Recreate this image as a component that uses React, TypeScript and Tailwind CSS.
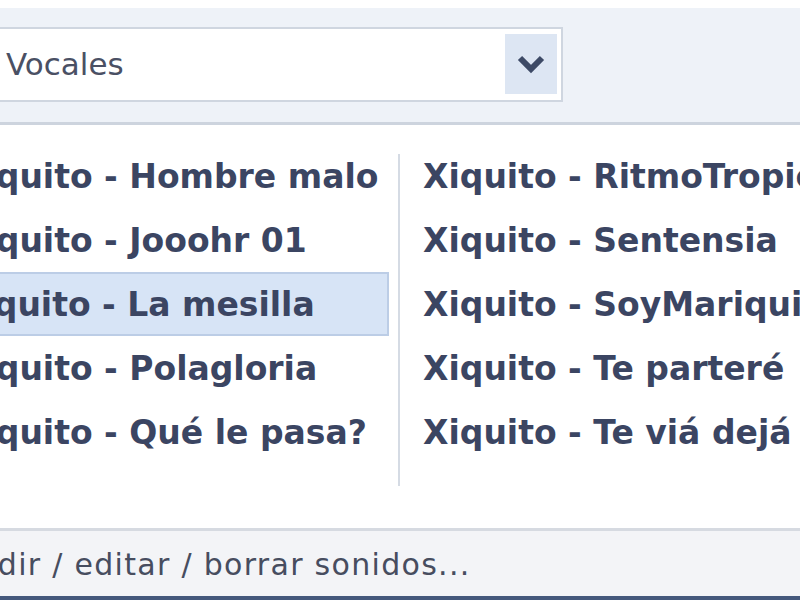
const leftItems = [
  "Xiquito - Hombre malo",
  "Xiquito - Jooohr 01",
  "Xiquito - La mesilla",
  "Xiquito - Polagloria",
  "Xiquito - Qué le pasa?",
];

const rightItems = [
  "Xiquito - RitmoTropical",
  "Xiquito - Sentensia",
  "Xiquito - SoyMariquita",
  "Xiquito - Te parteré",
  "Xiquito - Te viá dejá",
];

const font = "font-['DejaVu_Sans',Tahoma,sans-serif]";

const App = () => {
  return (
    <div
      className={`w-[800px] h-[600px] overflow-hidden bg-white flex flex-col ${font} text-[#3b4562]`}
    >
      <div className="h-[8px] bg-white shrink-0" />

      {/* category selector */}
      <div className="h-[117px] shrink-0 bg-[#eef2f8] border-b-[3px] border-[#cdd4de] flex items-center">
        <div className="ml-[-20px] mt-[-2px] w-[583px] h-[75px] bg-white border-2 border-[#cfd6e0] flex items-center">
          <span className="flex-1 pl-[24px] text-[31px] leading-none text-[#4a5064]">
            Vocales
          </span>
          <div className="w-[52px] h-[60px] mr-[4px] bg-[#dde6f3] flex items-center justify-center">
            <svg width="30" height="20" viewBox="0 0 30 20">
              <path
                d="M4 4 L15 15 L26 4"
                fill="none"
                stroke="#3d4a66"
                strokeWidth="6"
                strokeLinejoin="miter"
              />
            </svg>
          </div>
        </div>
      </div>

      {/* sound list */}
      <div className="flex-1 flex pt-[19px] min-w-0">
        <div className="w-[389px] shrink-0 flex flex-col overflow-hidden">
          {leftItems.map((item, i) => (
            <div
              key={item}
              className={
                i === 2
                  ? "h-[64px] flex items-center bg-[#d7e4f6] border-2 border-l-0 border-[#bccde6]"
                  : "h-[64px] flex items-center border-2 border-transparent"
              }
            >
              <span className="ml-[-43px] whitespace-nowrap text-[33px] font-bold leading-none">
                {item}
              </span>
            </div>
          ))}
        </div>
        <div className="shrink-0 ml-[9px] mt-[10px] h-[332px] w-[2px] bg-[#d5dbe4]" />
        <div className="shrink-0 ml-[21px] flex flex-col">
          {rightItems.map((item) => (
            <div
              key={item}
              className="h-[64px] flex items-center border-2 border-transparent"
            >
              <span className="whitespace-nowrap text-[33px] font-bold leading-none">
                {item}
              </span>
            </div>
          ))}
        </div>
      </div>

      {/* footer link */}
      <div className="h-[72px] shrink-0 bg-[#f3f4f7] border-t-[3px] border-[#d6dae1] border-b-[4px] border-b-[#44587c] flex items-center">
        <span className="ml-[-64px] mt-[3px] whitespace-nowrap text-[30px] tracking-[1.3px] leading-none text-[#474d5f]">
          Añadir / editar / borrar sonidos...
        </span>
      </div>
    </div>
  );
};

export default App;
────────────────────────────────────────
Task to complete
Write out the data precisely as given, excluding the pictures.

Worked solution
Recreate this image as a component that uses React, TypeScript and Tailwind CSS.
const leftItems = [
  "Xiquito - Hombre malo",
  "Xiquito - Jooohr 01",
  "Xiquito - La mesilla",
  "Xiquito - Polagloria",
  "Xiquito - Qué le pasa?",
];

const rightItems = [
  "Xiquito - RitmoTropical",
  "Xiquito - Sentensia",
  "Xiquito - SoyMariquita",
  "Xiquito - Te parteré",
  "Xiquito - Te viá dejá",
];

const font = "font-['DejaVu_Sans',Tahoma,sans-serif]";

const App = () => {
  return (
    <div
      className={`w-[800px] h-[600px] overflow-hidden bg-white flex flex-col ${font} text-[#3b4562]`}
    >
      <div className="h-[8px] bg-white shrink-0" />

      {/* category selector */}
      <div className="h-[117px] shrink-0 bg-[#eef2f8] border-b-[3px] border-[#cdd4de] flex items-center">
        <div className="ml-[-20px] mt-[-2px] w-[583px] h-[75px] bg-white border-2 border-[#cfd6e0] flex items-center">
          <span className="flex-1 pl-[24px] text-[31px] leading-none text-[#4a5064]">
            Vocales
          </span>
          <div className="w-[52px] h-[60px] mr-[4px] bg-[#dde6f3] flex items-center justify-center">
            <svg width="30" height="20" viewBox="0 0 30 20">
              <path
                d="M4 4 L15 15 L26 4"
                fill="none"
                stroke="#3d4a66"
                strokeWidth="6"
                strokeLinejoin="miter"
              />
            </svg>
          </div>
        </div>
      </div>

      {/* sound list */}
      <div className="flex-1 flex pt-[19px] min-w-0">
        <div className="w-[389px] shrink-0 flex flex-col overflow-hidden">
          {leftItems.map((item, i) => (
            <div
              key={item}
              className={
                i === 2
                  ? "h-[64px] flex items-center bg-[#d7e4f6] border-2 border-l-0 border-[#bccde6]"
                  : "h-[64px] flex items-center border-2 border-transparent"
              }
            >
              <span className="ml-[-43px] whitespace-nowrap text-[33px] font-bold leading-none">
                {item}
              </span>
            </div>
          ))}
        </div>
        <div className="shrink-0 ml-[9px] mt-[10px] h-[332px] w-[2px] bg-[#d5dbe4]" />
        <div className="shrink-0 ml-[21px] flex flex-col">
          {rightItems.map((item) => (
            <div
              key={item}
              className="h-[64px] flex items-center border-2 border-transparent"
            >
              <span className="whitespace-nowrap text-[33px] font-bold leading-none">
                {item}
              </span>
            </div>
          ))}
        </div>
      </div>

      {/* footer link */}
      <div className="h-[72px] shrink-0 bg-[#f3f4f7] border-t-[3px] border-[#d6dae1] border-b-[4px] border-b-[#44587c] flex items-center">
        <span className="ml-[-64px] mt-[3px] whitespace-nowrap text-[30px] tracking-[1.3px] leading-none text-[#474d5f]">
          Añadir / editar / borrar sonidos...
        </span>
      </div>
    </div>
  );
};

export default App;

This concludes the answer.